▶
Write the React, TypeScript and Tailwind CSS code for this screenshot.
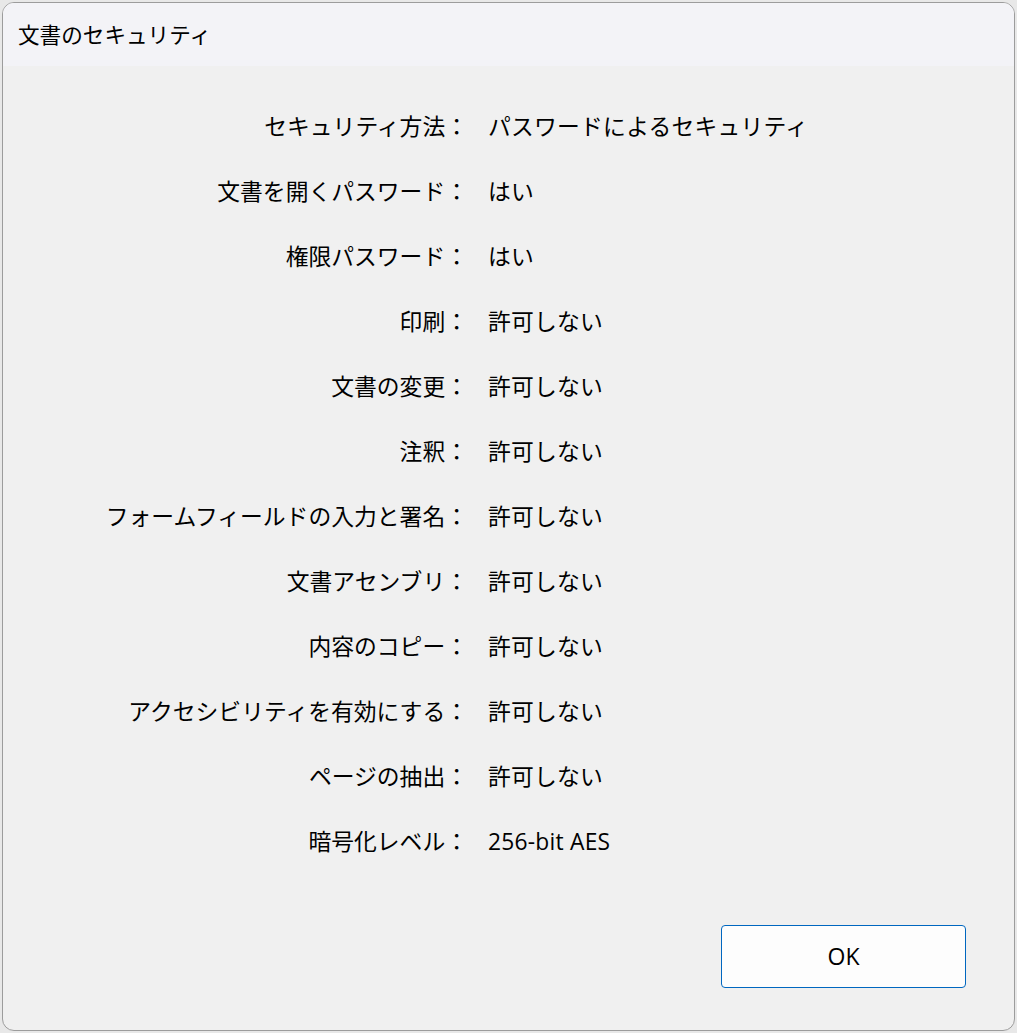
import React from 'react';

const rows: [string, string][] = [
  ['セキュリティ方法', 'パスワードによるセキュリティ'],
  ['文書を開くパスワード', 'はい'],
  ['権限パスワード', 'はい'],
  ['印刷', '許可しない'],
  ['文書の変更', '許可しない'],
  ['注釈', '許可しない'],
  ['フォームフィールドの入力と署名', '許可しない'],
  ['文書アセンブリ', '許可しない'],
  ['内容のコピー', '許可しない'],
  ['アクセシビリティを有効にする', '許可しない'],
  ['ページの抽出', '許可しない'],
  ['暗号化レベル', '256-bit AES'],
];

const App: React.FC = () => {
  return (
    <div
      className="w-[1017px] h-[1033px] bg-[#e8e8e8] p-[2px] text-black"
      style={{ fontFamily: '"Open Sans", "Noto Sans CJK JP", sans-serif' }}
    >
      <div className="h-full flex flex-col rounded-[12px] border border-[#9c9c9c] bg-[#f0f0f0] overflow-hidden">
        {/* Title bar */}
        <div className="h-[63px] shrink-0 bg-[#f3f3f7] flex items-center pl-[15px] text-[21.6px] leading-none">
          文書のセキュリティ
        </div>

        {/* Properties */}
        <div className="grid grid-cols-[465px_1fr] gap-x-[20px] pt-[29px] text-[22.8px] leading-none">
          {rows.map(([label, value]) => (
            <React.Fragment key={label}>
              <div className="h-[65px] flex items-center justify-end whitespace-nowrap">
                {label}：
              </div>
              <div className="h-[65px] flex items-center whitespace-nowrap">
                <span className="tracking-[0.01em]">{value}</span>
              </div>
            </React.Fragment>
          ))}
        </div>

        {/* Footer */}
        <div className="flex-1 flex items-end justify-end pr-[48px] pb-[42px]">
          <button className="w-[245px] h-[63px] rounded-[4px] border border-[#0067c0] bg-[#fdfdfd] text-[23px] leading-none">
            OK
          </button>
        </div>
      </div>
    </div>
  );
};

export default App;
◀
▶ _Goal_
Give again, exactly, the lines from the start of the data through the one holding "import React from 'react';"; omit the pictures.

▶ _Written response_
Write the React, TypeScript and Tailwind CSS code for this screenshot.
import React from 'react';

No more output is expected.